Exercise objective ->
Transcribe all of the material exactly, except for its pictures.

Provided data ->
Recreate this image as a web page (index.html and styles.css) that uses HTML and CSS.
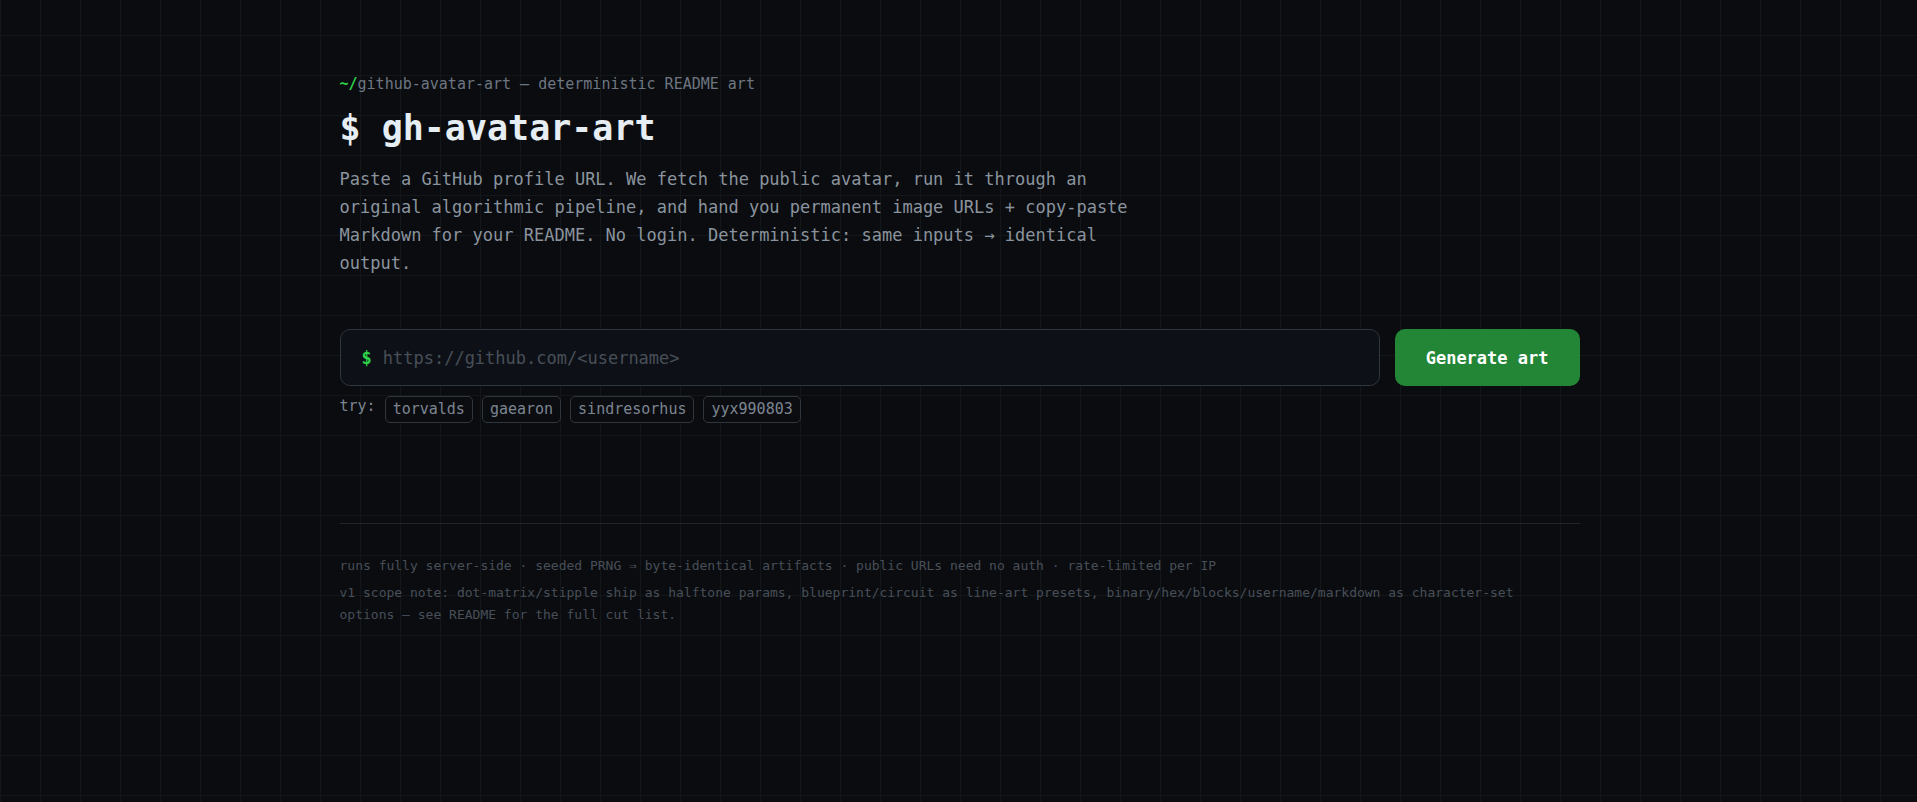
FILE: index.html
```html
<!DOCTYPE html>
<html lang="en">

<head>
  <meta charset="UTF-8" />
  <title>gh-avatar-art</title>
  <meta name="viewport" content="width=device-width, initial-scale=1.0" />
  <link rel="stylesheet" href="styles.css">
</head>

<body>
  <div class="page">
    <header class="intro">
      <p class="eyebrow"><span class="prompt">~/</span>github-avatar-art — deterministic README art</p>
      <h1>$ gh-avatar-art</h1>
      <p class="lead">Paste a GitHub profile URL. We fetch the public avatar, run it through an original algorithmic pipeline, and hand you permanent image URLs + copy-paste Markdown for your README. No login. Deterministic: same inputs → identical output.</p>
    </header>

    <main>
      <form class="search">
        <div class="field">
          <label class="prompt" for="profile">$</label>
          <input type="text" id="profile" placeholder="https://github.com/&lt;username&gt;" autocomplete="off" spellcheck="false">
        </div>
        <button type="submit" class="generate">Generate art</button>
      </form>

      <div class="examples">
        <span class="try">try:</span>
        <button type="button" class="chip">torvalds</button>
        <button type="button" class="chip">gaearon</button>
        <button type="button" class="chip">sindresorhus</button>
        <button type="button" class="chip">yyx990803</button>
      </div>
    </main>

    <footer>
      <p>runs fully server-side · seeded PRNG ⇒ byte-identical artifacts · public URLs need no auth · rate-limited per IP</p>
      <p>v1 scope note: dot-matrix/stipple ship as halftone params, blueprint/circuit as line-art presets, binary/hex/blocks/username/markdown as character-set options — see README for the full cut list.</p>
    </footer>
  </div>

  <script>
    const profile = document.getElementById("profile");

    document.querySelector(".search").addEventListener("submit", e => e.preventDefault());

    document.querySelectorAll(".chip").forEach(chip => {
      chip.addEventListener("click", () => {
        profile.value = "https://github.com/" + chip.textContent;
        profile.focus();
      });
    });
  </script>
</body>

</html>
```

FILE: styles.css
```css
* {
  box-sizing: border-box;
  margin: 0;
  padding: 0;
}

/* Faint 40px grid behind everything */
body {
  min-height: 100vh;
  background-color: #0a0c10;
  background-image:
    linear-gradient(to right, #14171a 1px, transparent 1px),
    linear-gradient(to bottom, #14171a 1px, transparent 1px);
  background-size: 40px 40px;
  background-position: 0 35px;
  color: #8b949e;
  font-family: "DejaVu Sans Mono", "Liberation Mono", monospace;
  font-size: 15px;
  line-height: 20px;
}

input, button {
  font-family: inherit;
}

.page {
  max-width: 1280px;
  margin: 0 auto;
  padding: 74px 19px 40px 21px;
}

.prompt {
  color: #2fd14a;
}

/* Intro */
.eyebrow {
  color: #6e7681;
}

.eyebrow .prompt {
  font-weight: 700;
}

h1 {
  margin: 12px 0 15px;
  color: #e6edf3;
  font-size: 35px;
  font-weight: 700;
  line-height: 44px;
}

.lead {
  max-width: 820px;
  font-size: 17px;
  line-height: 28px;
}

/* Search */
.search {
  display: flex;
  gap: 15px;
  margin-top: 52px;
}

.field {
  flex: 1;
  display: flex;
  align-items: center;
  gap: 11px;
  height: 57px;
  padding: 0 21px;
  background-color: #0d1117;
  border: 1px solid #30363d;
  border-radius: 10px;
}

.field .prompt {
  font-size: 17px;
  font-weight: 700;
}

.field input {
  flex: 1;
  min-width: 0;
  background: none;
  border: none;
  outline: none;
  color: #e6edf3;
  font-size: 17px;
}

.field input::placeholder {
  color: #484f58;
}

.field:focus-within {
  border-color: #238636;
}

.generate {
  padding: 0 31px;
  background-color: #238636;
  border: none;
  border-radius: 10px;
  color: #fff;
  font-size: 17px;
  font-weight: 700;
  cursor: pointer;
}

/* Example users */
.examples {
  display: flex;
  flex-wrap: wrap;
  gap: 9px;
  margin-top: 10px;
}

.try {
  color: #7d8590;
}

.chip {
  height: 27px;
  padding: 0 7px 2px;
  background-color: #0a0c10;
  border: 1px solid #30363d;
  border-radius: 5px;
  color: #7d8590;
  font-size: 15px;
  line-height: 20px;
  cursor: pointer;
}

.chip:hover {
  border-color: #238636;
}

/* Footer */
footer {
  margin-top: 100px;
  padding-top: 31px;
  border-top: 1px solid #21262d;
  color: #484f58;
  font-size: 13px;
  line-height: 22px;
}

footer p {
  max-width: 1220px;
}

footer p + p {
  margin-top: 5px;
}

@media (max-width: 768px) {
  .search {
    flex-direction: column;
  }

  .generate {
    height: 57px;
  }
}
```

Written answer ->
Recreate this image as a web page (index.html and styles.css) that uses HTML and CSS.
FILE: index.html
```html
<!DOCTYPE html>
<html lang="en">

<head>
  <meta charset="UTF-8" />
  <title>gh-avatar-art</title>
  <meta name="viewport" content="width=device-width, initial-scale=1.0" />
  <link rel="stylesheet" href="styles.css">
</head>

<body>
  <div class="page">
    <header class="intro">
      <p class="eyebrow"><span class="prompt">~/</span>github-avatar-art — deterministic README art</p>
      <h1>$ gh-avatar-art</h1>
      <p class="lead">Paste a GitHub profile URL. We fetch the public avatar, run it through an original algorithmic pipeline, and hand you permanent image URLs + copy-paste Markdown for your README. No login. Deterministic: same inputs → identical output.</p>
    </header>

    <main>
      <form class="search">
        <div class="field">
          <label class="prompt" for="profile">$</label>
          <input type="text" id="profile" placeholder="https://github.com/&lt;username&gt;" autocomplete="off" spellcheck="false">
        </div>
        <button type="submit" class="generate">Generate art</button>
      </form>

      <div class="examples">
        <span class="try">try:</span>
        <button type="button" class="chip">torvalds</button>
        <button type="button" class="chip">gaearon</button>
        <button type="button" class="chip">sindresorhus</button>
        <button type="button" class="chip">yyx990803</button>
      </div>
    </main>

    <footer>
      <p>runs fully server-side · seeded PRNG ⇒ byte-identical artifacts · public URLs need no auth · rate-limited per IP</p>
      <p>v1 scope note: dot-matrix/stipple ship as halftone params, blueprint/circuit as line-art presets, binary/hex/blocks/username/markdown as character-set options — see README for the full cut list.</p>
    </footer>
  </div>

  <script>
    const profile = document.getElementById("profile");

    document.querySelector(".search").addEventListener("submit", e => e.preventDefault());

    document.querySelectorAll(".chip").forEach(chip => {
      chip.addEventListener("click", () => {
        profile.value = "https://github.com/" + chip.textContent;
        profile.focus();
      });
    });
  </script>
</body>

</html>
```

FILE: styles.css
```css
* {
  box-sizing: border-box;
  margin: 0;
  padding: 0;
}

/* Faint 40px grid behind everything */
body {
  min-height: 100vh;
  background-color: #0a0c10;
  background-image:
    linear-gradient(to right, #14171a 1px, transparent 1px),
    linear-gradient(to bottom, #14171a 1px, transparent 1px);
  background-size: 40px 40px;
  background-position: 0 35px;
  color: #8b949e;
  font-family: "DejaVu Sans Mono", "Liberation Mono", monospace;
  font-size: 15px;
  line-height: 20px;
}

input, button {
  font-family: inherit;
}

.page {
  max-width: 1280px;
  margin: 0 auto;
  padding: 74px 19px 40px 21px;
}

.prompt {
  color: #2fd14a;
}

/* Intro */
.eyebrow {
  color: #6e7681;
}

.eyebrow .prompt {
  font-weight: 700;
}

h1 {
  margin: 12px 0 15px;
  color: #e6edf3;
  font-size: 35px;
  font-weight: 700;
  line-height: 44px;
}

.lead {
  max-width: 820px;
  font-size: 17px;
  line-height: 28px;
}

/* Search */
.search {
  display: flex;
  gap: 15px;
  margin-top: 52px;
}

.field {
  flex: 1;
  display: flex;
  align-items: center;
  gap: 11px;
  height: 57px;
  padding: 0 21px;
  background-color: #0d1117;
  border: 1px solid #30363d;
  border-radius: 10px;
}

.field .prompt {
  font-size: 17px;
  font-weight: 700;
}

.field input {
  flex: 1;
  min-width: 0;
  background: none;
  border: none;
  outline: none;
  color: #e6edf3;
  font-size: 17px;
}

.field input::placeholder {
  color: #484f58;
}

.field:focus-within {
  border-color: #238636;
}

.generate {
  padding: 0 31px;
  background-color: #238636;
  border: none;
  border-radius: 10px;
  color: #fff;
  font-size: 17px;
  font-weight: 700;
  cursor: pointer;
}

/* Example users */
.examples {
  display: flex;
  flex-wrap: wrap;
  gap: 9px;
  margin-top: 10px;
}

.try {
  color: #7d8590;
}

.chip {
  height: 27px;
  padding: 0 7px 2px;
  background-color: #0a0c10;
  border: 1px solid #30363d;
  border-radius: 5px;
  color: #7d8590;
  font-size: 15px;
  line-height: 20px;
  cursor: pointer;
}

.chip:hover {
  border-color: #238636;
}

/* Footer */
footer {
  margin-top: 100px;
  padding-top: 31px;
  border-top: 1px solid #21262d;
  color: #484f58;
  font-size: 13px;
  line-height: 22px;
}

footer p {
  max-width: 1220px;
}

footer p + p {
  margin-top: 5px;
}

@media (max-width: 768px) {
  .search {
    flex-direction: column;
  }

  .generate {
    height: 57px;
  }
}
```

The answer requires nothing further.